### Goal:
Transcribe every line exactly. Leave the pictures behind.

### Information shown:
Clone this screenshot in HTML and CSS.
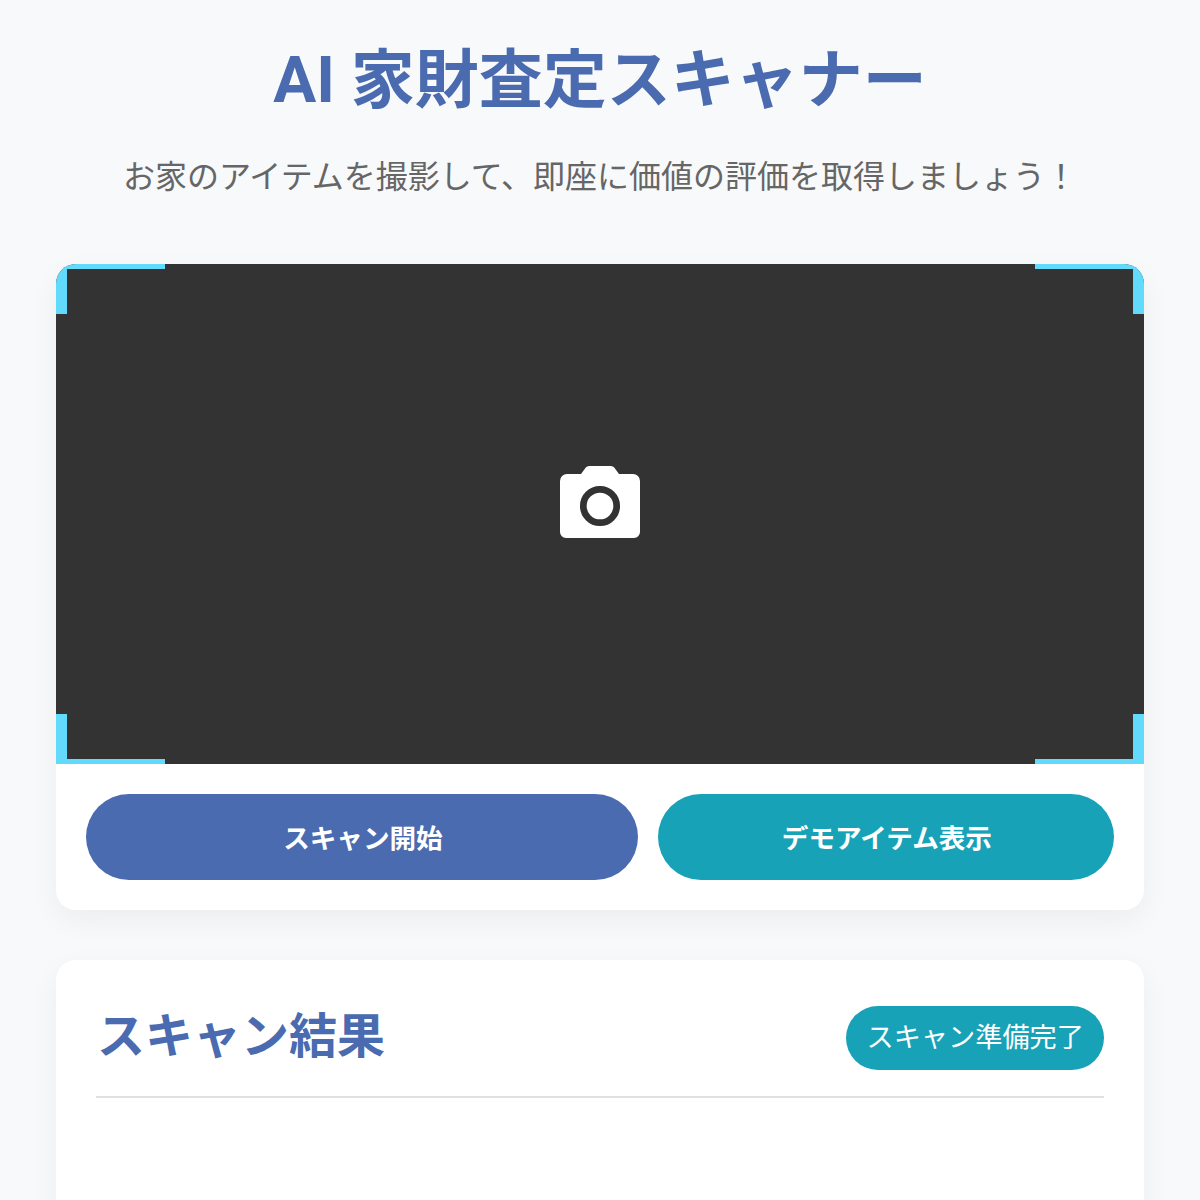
FILE: index.html
```html
<!DOCTYPE html>
<html lang="ja">
<head>
<meta charset="utf-8">
<title>AI 家財査定スキャナー</title>
<link rel="stylesheet" href="styles.css">
</head>
<body>
<div class="container">
  <header class="header">
    <h1 class="title">AI 家財査定スキャナー</h1>
    <p class="subtitle">お家のアイテムを撮影して、即座に価値の評価を取得しましょう！</p>
  </header>
  <section class="scanner">
    <div class="viewport">
      <span class="corner tl"></span>
      <span class="corner tr"></span>
      <span class="corner bl"></span>
      <span class="corner br"></span>
      <svg class="camera" viewBox="0 0 80 72" width="80" height="72" aria-hidden="true">
        <path fill="#fff" d="M29 0h22a4 4 0 0 1 3.200 1.600L59 8h14a7 7 0 0 1 7 7v51a6 6 0 0 1-6 6H6a6 6 0 0 1-6-6V15a7 7 0 0 1 7-7h14l4.800-6.400A4 4 0 0 1 29 0Z"/>
        <circle cx="40" cy="40" r="16.700" fill="none" stroke="#333" stroke-width="6.700"/>
      </svg>
    </div>
    <div class="controls">
      <button class="btn primary">スキャン開始</button>
      <button class="btn secondary">デモアイテム表示</button>
    </div>
  </section>
  <section class="results">
    <div class="results-head">
      <h2 class="results-title">スキャン結果</h2>
      <span class="status">スキャン準備完了</span>
    </div>
  </section>
</div>
</body>
</html>
```
FILE: styles.css
```css
* { box-sizing: border-box; }
html, body { margin: 0; height: 1200px; overflow: hidden; }
body {
  background: #f8f9fa;
  color: #333;
  font-family: "Noto Sans CJK JP", "Liberation Sans", sans-serif;
}
.container { padding: 0 56px; }
.header { text-align: center; padding-top: 35px; margin-bottom: 66px; }
.title {
  margin: 0 0 23px;
  font-family: Roboto, "Noto Sans CJK JP", sans-serif;
  font-size: 64px;
  line-height: 92px;
  font-weight: 700;
  color: #4a6baf;
}
.subtitle { margin: 0; font-size: 32px; line-height: 48px; color: #666; }
.scanner, .results {
  background: #fff;
  border-radius: 20px;
  box-shadow: 0 10px 30px rgba(0, 0, 0, 0.05);
  overflow: hidden;
}
.scanner { margin-bottom: 50px; }
.viewport {
  position: relative;
  height: 500px;
  background: #333;
  display: flex;
  align-items: center;
  justify-content: center;
}
.corner { position: absolute; width: 10%; height: 10%; border: 0 solid #61dafb; }
.tl { top: 0; left: 0; border-width: 5px 0 0 11px; }
.tr { top: 0; right: 0; border-width: 5px 11px 0 0; }
.bl { bottom: 0; left: 0; border-width: 0 0 5px 11px; }
.br { bottom: 0; right: 0; border-width: 0 11px 5px 0; }
.camera { display: block; margin-bottom: 24px; }
.controls { display: flex; gap: 20px; padding: 30px; }
.btn {
  border: 0;
  height: 86px;
  border-radius: 43px;
  color: #fff;
  font-family: inherit;
  font-size: 26.600px;
  font-weight: 700;
  padding: 0 0 2px 2px;
}
.primary { background: #4a6baf; flex: 552 1 0; }
.secondary { background: #17a2b8; flex: 456 1 0; }
.results { height: 400px; padding: 40px; }
.results-head {
  display: flex;
  align-items: center;
  justify-content: space-between;
  padding-bottom: 20px;
  border-bottom: 2px solid #e0e0e0;
}
.results-title { margin: 0 0 12px 1px; font-size: 48px; line-height: 64px; font-weight: 700; color: #4a6baf; }
.status {
  background: #17a2b8;
  color: #fff;
  font-size: 27.200px;
  line-height: 40px;
  padding: 9px 20px 15px;
  border-radius: 32px;
}
```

### Exercise answer:
Clone this screenshot in HTML and CSS.
FILE: index.html
```html
<!DOCTYPE html>
<html lang="ja">
<head>
<meta charset="utf-8">
<title>AI 家財査定スキャナー</title>
<link rel="stylesheet" href="styles.css">
</head>
<body>
<div class="container">
  <header class="header">
    <h1 class="title">AI 家財査定スキャナー</h1>
    <p class="subtitle">お家のアイテムを撮影して、即座に価値の評価を取得しましょう！</p>
  </header>
  <section class="scanner">
    <div class="viewport">
      <span class="corner tl"></span>
      <span class="corner tr"></span>
      <span class="corner bl"></span>
      <span class="corner br"></span>
      <svg class="camera" viewBox="0 0 80 72" width="80" height="72" aria-hidden="true">
        <path fill="#fff" d="M29 0h22a4 4 0 0 1 3.200 1.600L59 8h14a7 7 0 0 1 7 7v51a6 6 0 0 1-6 6H6a6 6 0 0 1-6-6V15a7 7 0 0 1 7-7h14l4.800-6.400A4 4 0 0 1 29 0Z"/>
        <circle cx="40" cy="40" r="16.700" fill="none" stroke="#333" stroke-width="6.700"/>
      </svg>
    </div>
    <div class="controls">
      <button class="btn primary">スキャン開始</button>
      <button class="btn secondary">デモアイテム表示</button>
    </div>
  </section>
  <section class="results">
    <div class="results-head">
      <h2 class="results-title">スキャン結果</h2>
      <span class="status">スキャン準備完了</span>
    </div>
  </section>
</div>
</body>
</html>
```
FILE: styles.css
```css
* { box-sizing: border-box; }
html, body { margin: 0; height: 1200px; overflow: hidden; }
body {
  background: #f8f9fa;
  color: #333;
  font-family: "Noto Sans CJK JP", "Liberation Sans", sans-serif;
}
.container { padding: 0 56px; }
.header { text-align: center; padding-top: 35px; margin-bottom: 66px; }
.title {
  margin: 0 0 23px;
  font-family: Roboto, "Noto Sans CJK JP", sans-serif;
  font-size: 64px;
  line-height: 92px;
  font-weight: 700;
  color: #4a6baf;
}
.subtitle { margin: 0; font-size: 32px; line-height: 48px; color: #666; }
.scanner, .results {
  background: #fff;
  border-radius: 20px;
  box-shadow: 0 10px 30px rgba(0, 0, 0, 0.05);
  overflow: hidden;
}
.scanner { margin-bottom: 50px; }
.viewport {
  position: relative;
  height: 500px;
  background: #333;
  display: flex;
  align-items: center;
  justify-content: center;
}
.corner { position: absolute; width: 10%; height: 10%; border: 0 solid #61dafb; }
.tl { top: 0; left: 0; border-width: 5px 0 0 11px; }
.tr { top: 0; right: 0; border-width: 5px 11px 0 0; }
.bl { bottom: 0; left: 0; border-width: 0 0 5px 11px; }
.br { bottom: 0; right: 0; border-width: 0 11px 5px 0; }
.camera { display: block; margin-bottom: 24px; }
.controls { display: flex; gap: 20px; padding: 30px; }
.btn {
  border: 0;
  height: 86px;
  border-radius: 43px;
  color: #fff;
  font-family: inherit;
  font-size: 26.600px;
  font-weight: 700;
  padding: 0 0 2px 2px;
}
.primary { background: #4a6baf; flex: 552 1 0; }
.secondary { background: #17a2b8; flex: 456 1 0; }
.results { height: 400px; padding: 40px; }
.results-head {
  display: flex;
  align-items: center;
  justify-content: space-between;
  padding-bottom: 20px;
  border-bottom: 2px solid #e0e0e0;
}
.results-title { margin: 0 0 12px 1px; font-size: 48px; line-height: 64px; font-weight: 700; color: #4a6baf; }
.status {
  background: #17a2b8;
  color: #fff;
  font-size: 27.200px;
  line-height: 40px;
  padding: 9px 20px 15px;
  border-radius: 32px;
}
```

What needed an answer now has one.